A weekend’s work and a few pieces of lumber yield a handsome home for vines

I’ve always liked building garden structures, but my business usually keeps me elbow deep in the restoration of Colonial and Victorian houses. So when a client with a big idea and a tiny budget wanted me to create an eye-catching arbor for her yard, I jumped at the chance. I think an arbor makes an artful addition to any garden. Its tracery lends sculptural elegance to stark, wintry landscapes, and when ­covered by flowering vines in summer, an arbor becomes an enticing bower—a place to linger and visit with a friend, or to rest in cooling shade.
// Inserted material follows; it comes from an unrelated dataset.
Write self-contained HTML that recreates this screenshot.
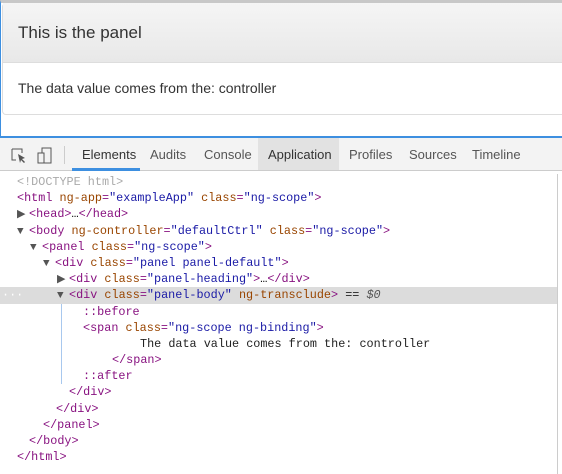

We ended up building the arbor around a fence and gate, but the simple, rustic design I came up with will fit into many settings. By making it a little larger, you could transform the ­arbor into a small pergola that would look great placed at the end of a walkway. Put a bench inside, cover the arbor with wisteria, and you’ve got a cozy sitting spot. If you wanted to add the arbor to a child’s play area, you could outfit it with a swing.

You should be able to do everything in a single weekend. All it takes are basic carpentry skills, a few pieces of standard lumber, and a toolbox equipped with the basics. The most sophisticated power tool you’ll need is a circular saw.

The materials are readily available

Simple arbor provides support for sweet autumn clematis. The structure’s unfinished wood will weather to a silvery gray to better complement the golden spires of Ligularia stenocephala ‘The Rocket.’ Simple arbor provides support for sweet autumn clematis. The structure’s unfinished wood will weather to a silvery gray to better complement the golden spires of Ligularia stenocephala ‘The Rocket.’ Photo/Illustration: Delilah Smittle

To keep the project affordable, I used inexpensive pine and Douglas fir for everything except the vertical pieces that will be partially buried in the ground. For these, I used pressure-­treated wood that lasts for years before it begins to rot. As an alternative, you could waterproof the upright parts with a preservative. For a more attractive look, you could build the arbor of cedar or redwood. Cedar construction boosts the cost for materials a bit; redwood would be even more expensive. You should be able to get the rest of the materials—carriage bolts, nuts, and washers, as well as some sand and gravel—at a local lumberyard. To help prevent moisture damage to the finished arbor, use galvanized nails; they won’t rust and stain the wood. You can finish the arbor with paint or stain if you wish, but I think it looks good and requires less maintenance if simply left to weather.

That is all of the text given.